The winning run was scored, as the result of an infield error, with Tyler Hansen on the mound. “We couldn’t muster anything at the plate after that,” said Alversa, who was looking forward to this week’s series with Eastport-South Manor. “We’ve got to get off to a better start in our games,” he added.

Hitting-wise, Hansen went two-for-four and drove in two runs; Hudson Meyer also went two-for-four, with a double; Trevor Meehan went three-for-four with a double, two singles, and an r.b.i., and Dickinson and Liv Kuplins each went two-for-four as well.

“Our sophomores” — Meehan, Victoreddy Diaz, and Kuplins — “had six of our 13 hits,” the coach said. The series with Eastport-South Manor was to have begun at Eastport-South Manor on Tuesday. Yesterday, the teams were to have played here, and the Bonackers are to go again to Eastport-South Manor tomorrow.

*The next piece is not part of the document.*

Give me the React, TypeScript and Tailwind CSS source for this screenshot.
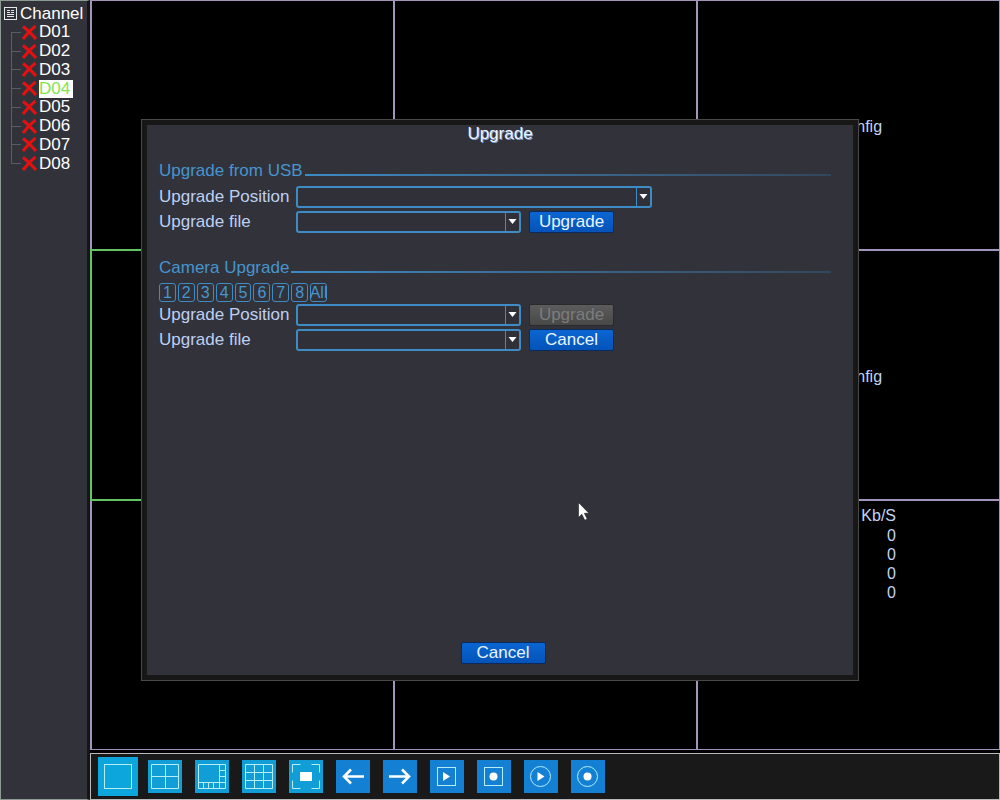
import clsx from 'clsx';
import { useState } from 'react';

const channels = ['D01', 'D02', 'D03', 'D04', 'D05', 'D06', 'D07', 'D08'];
const cameras = ['1', '2', '3', '4', '5', '6', '7', '8', 'All'];

// ── Sidebar ────────────────────────────────────────────────────────────────

function ChannelTree({ selected, onSelect }: { selected: string; onSelect: (c: string) => void }) {
  return (
    <aside className="w-[90px] shrink-0 border-y border-r-[3px] border-l border-y-[#8c9a94] border-r-[#151517] border-l-[#8c9a94] bg-[#32323a] pt-[3px] text-white">
      <div className="flex h-[19px] items-center gap-[3px] pl-[3px]">
        <svg viewBox="0 0 13 13" className="h-[13px] w-[13px] shrink-0" fill="none" stroke="#e4e8e8" shapeRendering="crispEdges">
          <rect x="0.5" y="0.5" width="12" height="12" />
          <path d="M3 3.5h3M3 5.5h3M7 3.5h3M7 5.5h3M3 7.5h7M3 9.5h7" />
        </svg>
        <span className="text-[17px] leading-[18px]">Channel</span>
      </div>
      <ul className="grid h-[150px] auto-rows-fr">
        {channels.map((c, i) => (
          <li key={c} className="flex items-center pl-[10px]">
            <span className="flex w-[10px] flex-col self-stretch">
              <span className={clsx('flex-1 border-b border-[#5c5c62]', i > 0 && 'border-l')} />
              <span className={clsx('flex-1 border-[#5c5c62]', i < channels.length - 1 && 'border-l')} />
            </span>
            <svg viewBox="0 0 15 15" className="ml-px h-[15px] w-[15px] shrink-0" stroke="#e31212" strokeWidth="3">
              <path d="M1 1.5C5 4.5 10 9.5 14 14M13.5 1C9 4.5 4.5 9.5 1 14" fill="none" />
            </svg>
            <button
              type="button"
              onClick={() => onSelect(c)}
              className={clsx(
                'ml-[2px] h-[18px] w-[34px] text-left text-[17px] leading-[18px]',
                c === selected && 'bg-white text-[#7fe650]'
              )}
            >
              {c}
            </button>
          </li>
        ))}
      </ul>
    </aside>
  );
}

// ── Video wall ─────────────────────────────────────────────────────────────

function VideoWall() {
  return (
    <div className="grid min-h-0 flex-1 grid-cols-3 grid-rows-3 gap-[2px] border border-l-2 border-[#a294ba] bg-[#a294ba] text-base text-[#c3d4f4]">
      {Array.from({ length: 9 }, (_, i) => (
        <div key={i} className={clsx('bg-black', i === 3 && 'ring-2 ring-[#5fc463]', i % 3 === 2 && 'flex justify-center', i % 3 === 2 && i < 8 && 'items-center pt-[3px] pr-[4px]')}>
          {(i === 2 || i === 5) && <span>No Config</span>}
          {i === 8 && (
            <table className="mt-[5px] mr-[103px] ml-auto self-start text-right leading-[19px]">
              <thead>
                <tr><th className="p-0 pb-px font-normal">Kb/S</th></tr>
              </thead>
              <tbody>
                {[0, 0, 0, 0].map((rate, n) => (
                  <tr key={n}><td className="p-0">{rate}</td></tr>
                ))}
              </tbody>
            </table>
          )}
        </div>
      ))}
    </div>
  );
}

// ── Toolbar ────────────────────────────────────────────────────────────────

const tools = [
  { label: 'Single view', art: <rect x="6.5" y="7.5" width="27" height="24" /> },
  { label: 'Four views', art: <path d="M3.5 4.5h27v24h-27zM17.5 4.5v24M3.5 16.5h27" /> },
  { label: 'Eight views', art: <path d="M3.5 4.5h27v24h-27zM3.5 22.5h27M24.5 4.5v24M24.5 10.5h6M24.5 16.5h6M8.5 22.5v6M13.5 22.5v6M18.5 22.5v6" /> },
  { label: 'Nine views', art: <path d="M3.5 4.5h27v24h-27zM12.5 4.5v24M21.5 4.5v24M3.5 12.5h27M3.5 20.5h27" /> },
  { label: 'Full screen', art: <><path d="M3.5 12.5v-8h8M22.5 4.5h8v8M30.5 20.5v8h-8M11.5 28.5h-8v-8" /><rect x="11" y="12" width="12" height="9" fill="white" stroke="none" /></> },
  { label: 'Previous', art: <path d="M28 16.5H8M15 9.5l-7 7 7 7" stroke="white" strokeWidth="2.6" /> },
  { label: 'Next', art: <path d="M6 16.5h20M19 9.5l7 7-7 7" stroke="white" strokeWidth="2.6" /> },
  { label: 'Play', art: <><rect x="7.5" y="7.5" width="18" height="18" /><path d="M13 12v9l7-4.5z" fill="white" stroke="none" /></> },
  { label: 'Record', art: <><rect x="7.5" y="7.5" width="18" height="18" /><circle cx="16.5" cy="16.5" r="4" fill="white" stroke="none" /></> },
  { label: 'Play all', art: <><circle cx="16.5" cy="16.5" r="10" /><path d="M13.5 12v9l7-4.5z" fill="white" stroke="none" /></> },
  { label: 'Record all', art: <><circle cx="16.5" cy="16.5" r="10" /><circle cx="16.5" cy="16.5" r="4" fill="white" stroke="none" /></> },
];

function Toolbar() {
  return (
    <div className="mt-[3px] flex h-[47px] shrink-0 items-center gap-[7px] border border-[#b9b9b9] bg-[#191919] pl-[7px]">
      {tools.map((t, i) => (
        <div key={t.label} className="flex w-[40px] shrink-0 justify-center">
          <button
            type="button"
            aria-label={t.label}
            className={clsx(
              i === 0 ? 'h-[39px] w-[40px] bg-[#0ca5dc]' : 'h-[33px] w-[34px]',
              i > 0 && i < 5 && 'bg-[#119ed6]',
              i >= 5 && 'bg-[#1480d3]'
            )}
          >
            <svg viewBox={i === 0 ? '0 0 40 39' : '0 0 34 33'} className="block h-full w-full" fill="none" stroke="#b4eef4" strokeWidth="1">
              {t.art}
            </svg>
          </button>
        </div>
      ))}
    </div>
  );
}

// ── Dialog parts ───────────────────────────────────────────────────────────

function SectionTitle({ children }: { children: React.ReactNode }) {
  return (
    <h2 className="flex h-[20px] items-center gap-[2px] leading-[20px] text-[#4795cf]">
      {children}
      <span className="mt-[7px] h-[2px] flex-1 bg-linear-to-r from-[#3d8ac4] to-[#33475c]" />
    </h2>
  );
}

function Field({ id, label, wide, children }: { id: string; label: string; wide?: boolean; children?: React.ReactNode }) {
  return (
    <div className="flex h-[22px] items-center">
      <label htmlFor={id} className="w-[137px] shrink-0 leading-[20px]">{label}</label>
      <div className={clsx('relative mr-[8px] h-[22px]', wide ? 'w-[356px]' : 'w-[225px]')}>
        <select id={id} className="block h-full w-full appearance-none rounded-[3px] border-2 border-[#3f8cc4] bg-[#303038] px-1 outline-none" />
        <span className="pointer-events-none absolute inset-y-[2px] right-[2px] flex w-[14px] justify-center border-l border-[#3f8cc4]">
          <svg viewBox="0 0 9 5" className="mt-[6px] h-[5px] w-[9px]" fill="white">
            <path d="M0.5 0h8L4.5 5z" />
          </svg>
        </span>
      </div>
      {children}
    </div>
  );
}

function Button({ children, disabled }: { children: React.ReactNode; disabled?: boolean }) {
  return (
    <button
      type="button"
      disabled={disabled}
      className={clsx(
        'h-[22px] w-[85px] rounded-[2px] border leading-[20px]',
        disabled
          ? 'border-[#2a2a2c] bg-linear-to-b from-[#5c5c5c] to-[#484848] text-[#7c7c7c]'
          : 'border-[#0b2a5c] bg-linear-to-b from-[#0b66d2] to-[#0453b8] text-[#eaf6ff]'
      )}
    >
      {children}
    </button>
  );
}

function UpgradeDialog() {
  return (
    <div className="fixed inset-0 flex items-center justify-center">
      <div role="dialog" aria-labelledby="dialog-title" className="w-[718px] max-w-full border border-[#4a4a48] bg-[#171717] p-[5px]">
        <div className="flex min-h-[550px] flex-col bg-[#32323a] pr-[22px] pb-[11px] pl-[12px] text-[17px] text-[#bdd0f2]">
          <h1 id="dialog-title" className="pl-[10px] text-center leading-[18px] text-[#eef4ff] [text-shadow:1px_1px_0_#7f9cd0]">Upgrade</h1>

          <section className="mt-[18px]">
            <SectionTitle>Upgrade from USB</SectionTitle>
            <div className="mt-[5px] space-y-[3px]">
              <Field id="usb-position" label="Upgrade Position" wide />
              <Field id="usb-file" label="Upgrade file">
                <Button>Upgrade</Button>
              </Field>
            </div>
          </section>

          <section className="mt-[25px]">
            <SectionTitle>Camera Upgrade</SectionTitle>
            <div className="mt-[5px] mb-[2px] grid w-[168px] grid-cols-9 gap-[2px]">
              {cameras.map(c => (
                <button
                  key={c}
                  type="button"
                  className="flex h-[19px] items-center justify-center rounded-[3px] border border-[#3f8cc4] text-base leading-[17px] text-[#4795cf]"
                >
                  {c}
                </button>
              ))}
            </div>
            <div className="space-y-[3px]">
              <Field id="camera-position" label="Upgrade Position">
                <Button disabled>Upgrade</Button>
              </Field>
              <Field id="camera-file" label="Upgrade file">
                <Button>Cancel</Button>
              </Field>
            </div>
          </section>

          <div className="mt-auto flex justify-center pl-[16px]">
            <Button>Cancel</Button>
          </div>
        </div>
      </div>
    </div>
  );
}

export default function App() {
  const [selected, setSelected] = useState('D04');

  return (
    <div className="flex h-screen overflow-hidden bg-black font-['Liberation_Sans',Arial,sans-serif]">
      <ChannelTree selected={selected} onSelect={setSelected} />
      <main className="flex min-w-0 flex-1 flex-col">
        <VideoWall />
        <Toolbar />
      </main>
      <UpgradeDialog />
      {/* Mouse pointer */}
      <svg viewBox="0 0 12 19" className="pointer-events-none fixed top-[502px] left-[578px] h-[19px] w-[12px]" fill="white" stroke="#1c1c20" strokeWidth="0.6">
        <path d="M0.5 0.5v15l3.3-3.200 3 6 2.400-1.200-2.800-5.800h4.600z" />
      </svg>
    </div>
  );
}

Later that afternoon, a game at Sag Harbor’s Mashashimuet Park between the home team, Pierson, and Bridgehampton-Ross wound up 6-3 in the Whalers’ favor.

Pierson’s first-year coach, Bob Manning, said later that Braedon Mott had given up one hit, struck out six, and had given up no earned runs in the four innings he worked. Dom Mancino, who also fanned six, pitched two innings, he said, and Nathan Dee, “our closer,” finished up. Mott and his mound opponent, Milo Tompkins, recently made Newsday’s list of the county’s top 100 baseball players.

“Max Krotman was our big hitter,” Manning continued. “He went two-for-three with a two-run single that broke the game open for us in the second inning.”

The win improved Pierson’s record to 4-0. “We hope to win our league — that’s our goal,” said Manning. “When it comes to the playoffs, we’ll make them.” Southold, which the Whalers rourted recently, “is the only other Class C school in the county, and I’ve been told there are no Class C teams in Nassau.”

“Lou’s a good coach,” Manning said of Bridgehampton’s coach, Lou Liberatore. “I played with his brother in high school. Saturday was the first competitive game we’ve had — our first challenge.”